Men, women, children, hell — even animals who smile get more of our attention (Corgis, anyone?)
This is just the truth of the human experience, those who keep a straight or stern face do not come across as open, welcoming, or friendly.
Much more of just…”resistable,” if you ask me.
10: They are full, authentically, and genuinely THEMSELVES at all times.
I believe what makes someone truly irresistible to be around is that they’ve done the inner work to discover and create who they are at their core.
They have put in the time to reflect, to feel what is right for them, to define their values, beliefs, and worldviews.
They’ve stopped letting other people’s opinions dictate their decisions, and their life.
When they show up — you know what you’re getting.
You know who you’re getting, because they’re always the same person.
They’re not twisting themselves into a pretzel trying to impress other people.
They’re not lying to gain approval or popularity.
They’re not hiding in the corner from themselves.
They’ve walked through the fire and made the hard decisions. They’ve faced their imperfections head on.
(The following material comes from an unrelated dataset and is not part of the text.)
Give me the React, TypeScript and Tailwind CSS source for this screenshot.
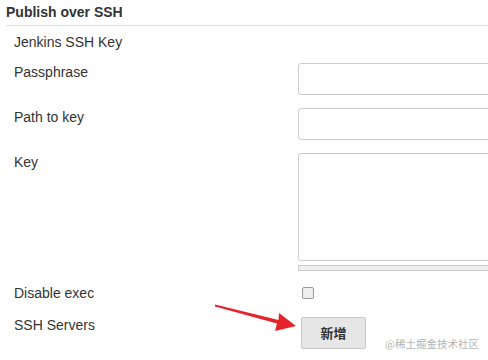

They’ve taken accountability for their mistakes.
Then…they’ve gotten up and improved.
They’ve worked on themselves.
They’ve stopped ignoring the things they want to change and taken action.
As a result, they have relentlessly crafted themselves into the person they’ve dreamed of becoming.
They have evolved deliberately and intentionally.
As a result, they’ve built too strong of a foundation to be changed or influenced by others.
They are their own person, standing on their own ground, marching to their own drummer.
In doing so, they inspire those around them to do the same.
Some will follow, others will branch off and find their beat, as well.
No matter how people respond to a person like this, the feeling about them will remain the same:
Irresistible.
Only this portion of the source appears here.